How broke is it? If the world is conquering absolute poverty, is Laudato Si too harsh?

I haven’t seen a thoughtful conservative response to Laudato Si’. That doesn’t mean there haven’t been any; in fact, I’d welcome the chance to read any you’ve seen.

Here’s one worth trying on, though.  Pope Francis focuses heavily, and rightly, on the plight of the poor; this isn’t new — it’s in keeping with the history of Catholic social thought.  But his premise is that the poor are dehumanized, devalued, and being left behind.

But look, a conservative could argue, at the Millennium Development Goals.  In 2000, the United Nations launched a set of 8 measurable goals to reduce poverty in all its forms by 2015 – things like halving the number of people living in extreme poverty, halving the number of people lacking access to clean water and sanitation, reducing chronic hunger and child malnutrition, and others.  Perhaps surprisingly, many of the most sweeping and ambitious goals were not only met, but met early.

As we head toward the finish line, several world leaders are declaring that the eradication of extreme poverty is in sight. And what has driven this move toward the positive? Primarily, many would argue, this is a story about trade-fueled economic growth, not a revamped world system. While the opening of China and continued development of India are the primary reasons these numbers plummeted, progress appeared almost across the globe, and, if growth continues as a reasonably strong clip, the end really does seem to be in sight, with the primary sticking point being sub-Saharan Africa.

So, a capitalist defender might argue, if free trade has done more to lift the poorest of the poor out of extreme poverty, an area in which centrally planned economy not only had no success but may have been an active part of the problem, isn’t it worth the tradeoff of higher inequality? In other words, is it better for all of us to be better off, unevenly, than for all of us to be more equally worse off?

The knee-jerk reaction is to say you can have it both ways – that growth does not have to be partnered with greed. I’m not sure there’s a strong body of evidence that this alternative exists, though.

Let me suggest that the question of whether we can expect a more just system than this, or whether free market capitalism is our best hope for prosperity for all, is at least at one level of question of theology, and specifically theological anthropology — how we understand humankind from the perspective of God’s story.

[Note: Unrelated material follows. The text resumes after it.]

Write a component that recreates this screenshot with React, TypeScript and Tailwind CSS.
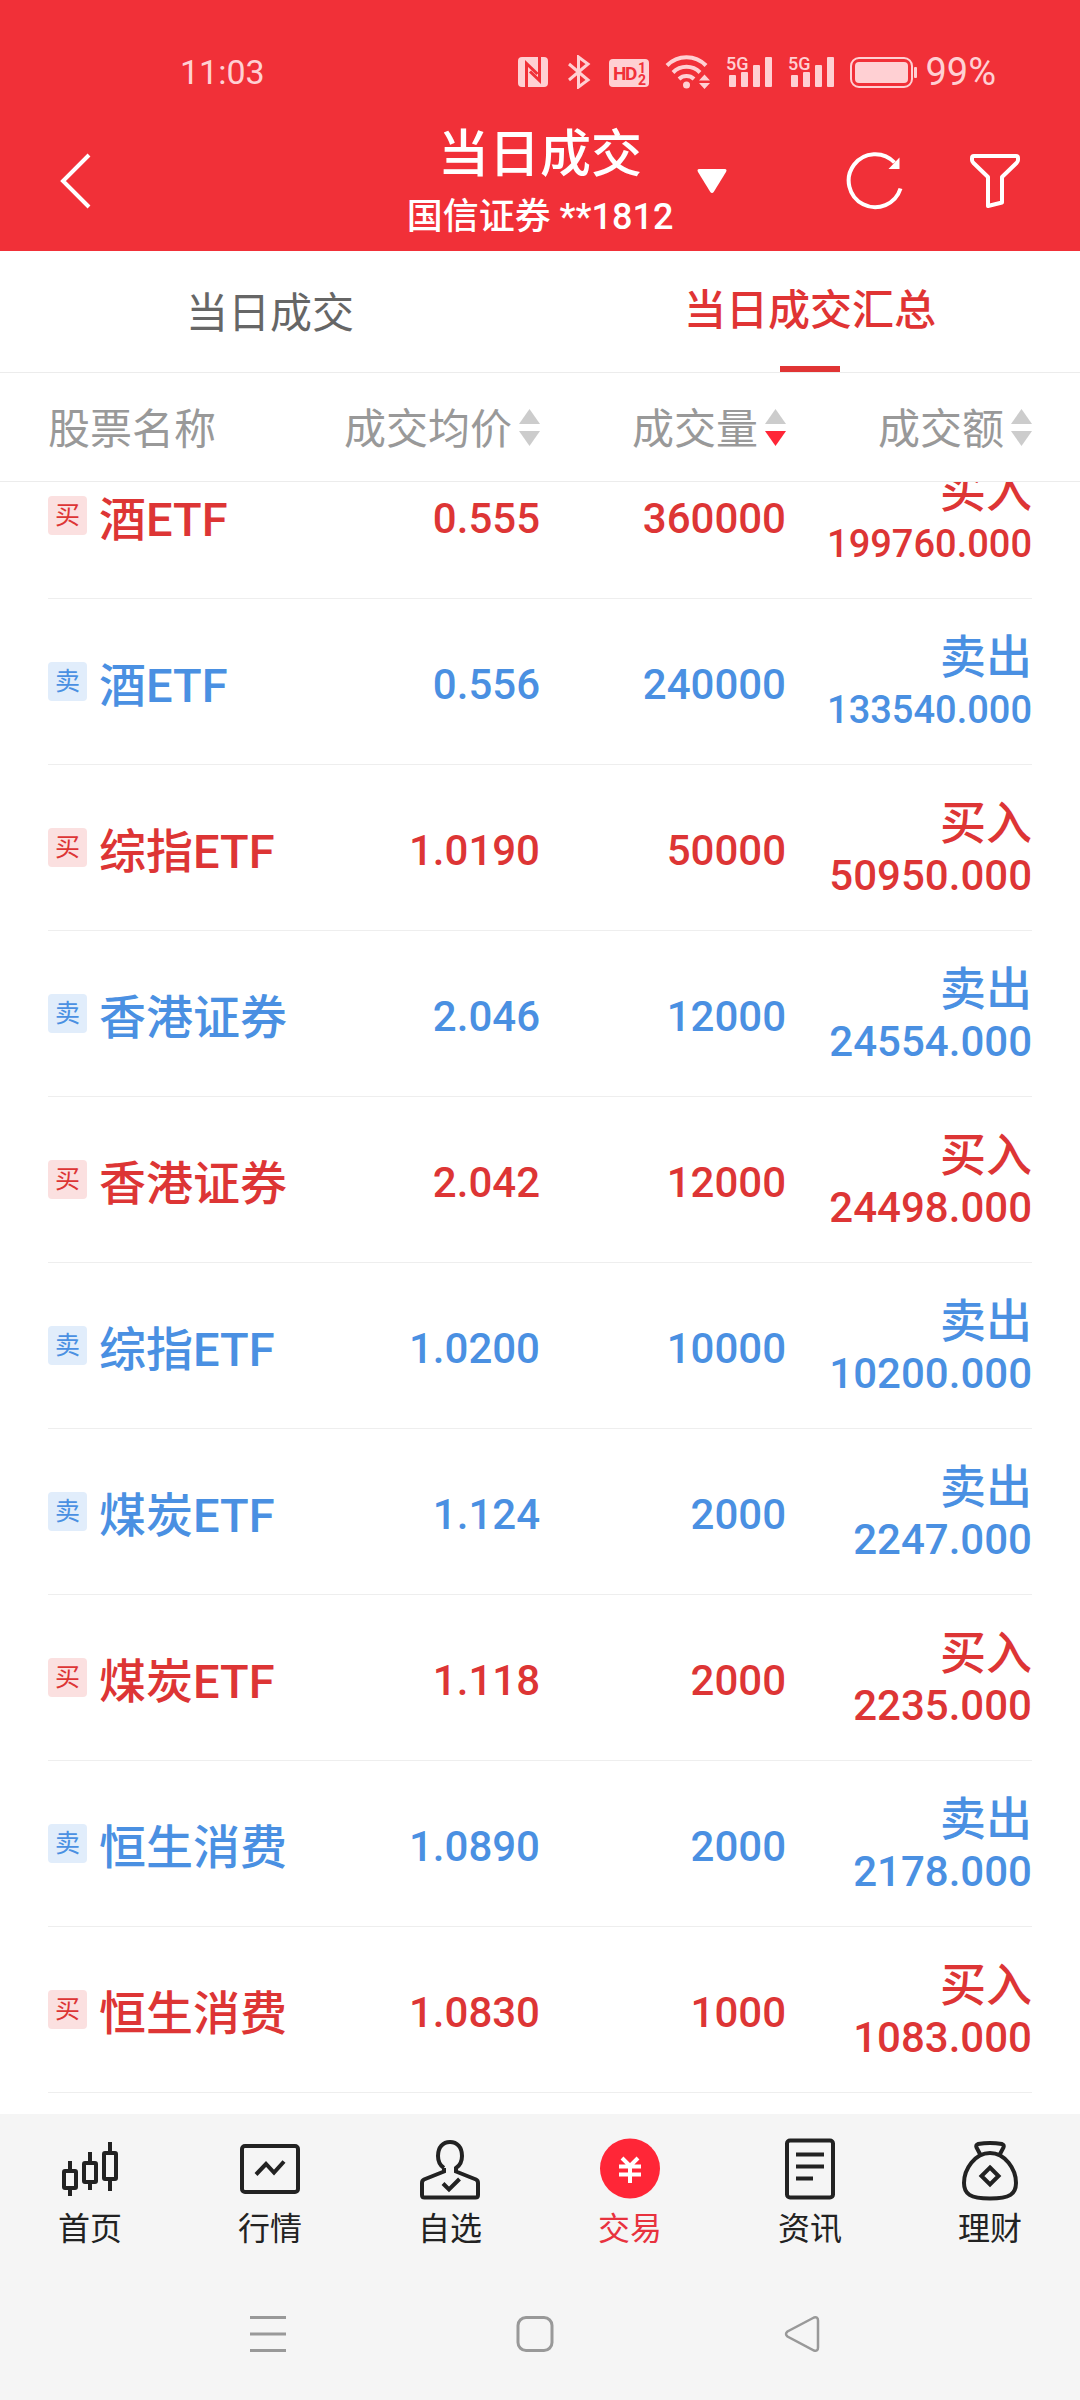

I know there are those that see free market capitalism as divinely inspired, but it’s hard for me to find the seeds of the prosperity gospel in the actual gospels in which a poor, decidedly un-market-oriented Jesus focused on the impoverished and outcast.  That said, there is a long and strong tradition that roots the “best-caseness” of capitalism in a radical understanding of human sin. We are irrevocably broken, this theology holds, so much so that any attempt to build a system that draws on a positive creation of a common good is doomed to become another Tower of Babel, another testimony to the depths of human depravity. The best we can hope for, by this thinking, is to steer our worst instincts toward some indirect common good.  In that understanding, a free market system takes greed and makes it modestly less irredeemable by steering it toward economic growth that helps others. This is the sort of argument that Reinhold Niebuhr promoted.  It isn’t very warm and fuzzy, but there is something to be said for its track record in comparison to utopian visions.

This may be wrong, but I associate this worldview with its elevated sense of humanity’s fallenness, with Calvinist Protestantism. I would think, especially with this pope, that there is a stubbornly hopeful counterargument to be made based on a theology that posits that God’s love affects us not only in redemption but in remembered creation. Sin is real, pernicious, and ever-present, yes.  But God’s power transcends the power of evil not only in the cross but in the very act of Creation, which sin mars but does not destroy.  If original sin does not thoroughly wipe out original good, there is hope for a loving society that looks more like the Christian community in Acts 4:32 (“The community of believers was of one heart and mind, and no one claimed that any of his possessions was his own, but they had everything in common.”) and less nasty, brutish and short. Contemporary evidence to the contrary.